Claudins are cell adhesion molecules working at tight junctions (TJs) that are directly involved in compartmentalization in multicellular organisms. The cochlea includes a rather peculiar compartment ...filled with endolymph. This compartment is characterized by high K+ concentration (approximately 150 mM) and a positive endocochlear potential (approximately 90 mV; EP), both indispensable conditions for cochlear hair cells to transduce acoustic stimuli to electrical signals. These conditions are thought to be generated by the stria vascularis, which is adjacent to the endolymph compartment. The stria vascularis itself constitutes an isolated compartment delineated by two epithelial barriers, marginal and basal cell layers. Because TJs of basal cells are primarily composed of claudin-11, claudin-11-deficient (Cld11-/-) mice were generated with an expectation that the compartmentalization in stria vascularis in these mice would be affected. Auditory brainstem response measurements revealed that Cld11-/- mice suffered from deafness; although no obvious gross morphological malformations were detected in Cld11-/- cochlea, freeze-fracture replica electron microscopy showed that TJs disappeared from basal cells of the stria vascularis. In good agreement with this, tracer experiments showed that the basal cell barrier was destroyed without affecting the marginal cell barrier.
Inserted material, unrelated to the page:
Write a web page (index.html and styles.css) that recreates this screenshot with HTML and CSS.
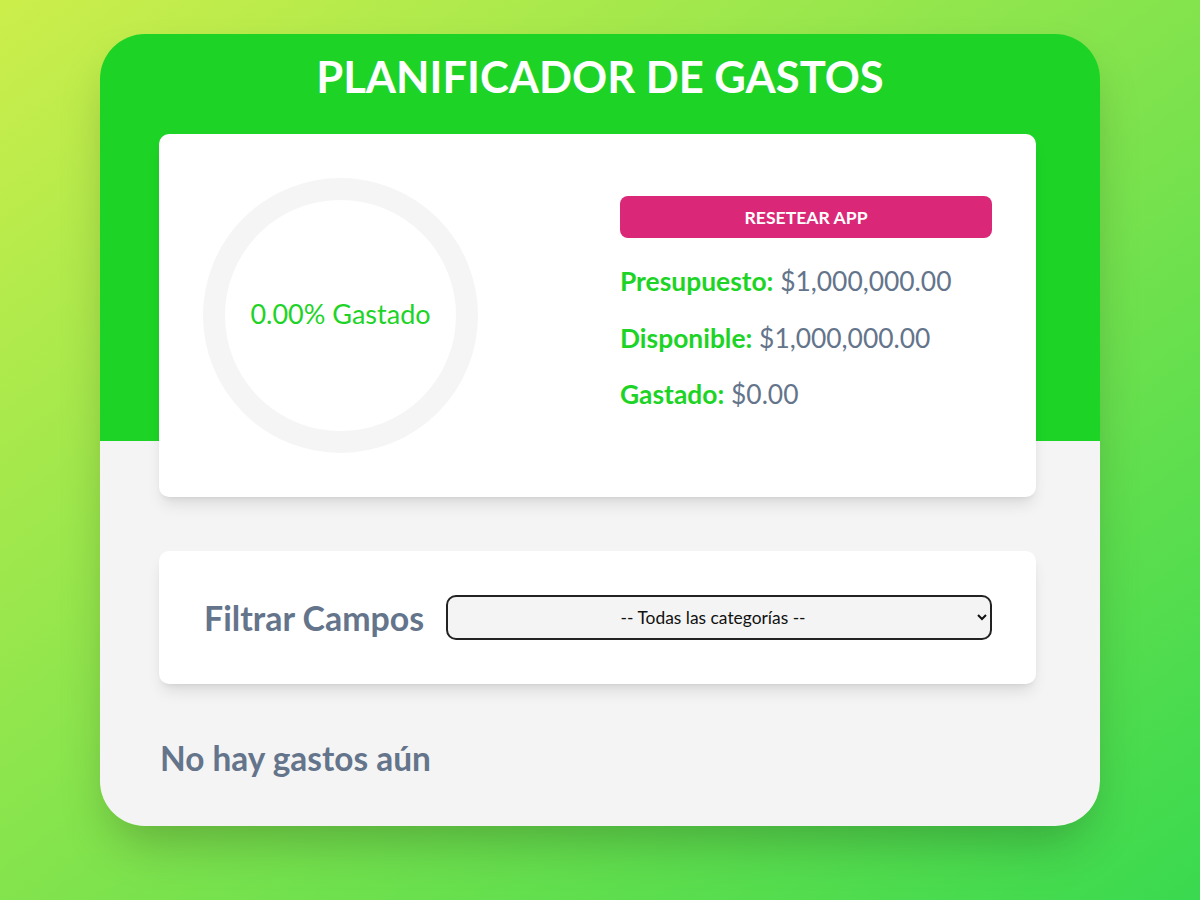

Importantly, in the endolymph compartment of Cld11-/- cochlea, the K+ concentration was maintained around the normal level (approximately 150 mM), whereas the EP was suppressed down to approximately 30 mV. These findings indicated that the establishment of the stria vascularis compartment, especially the basal cell barrier, is indispensable for hearing ability through the generation/maintenance of EP but not of a high K+ concentration in the endolymph.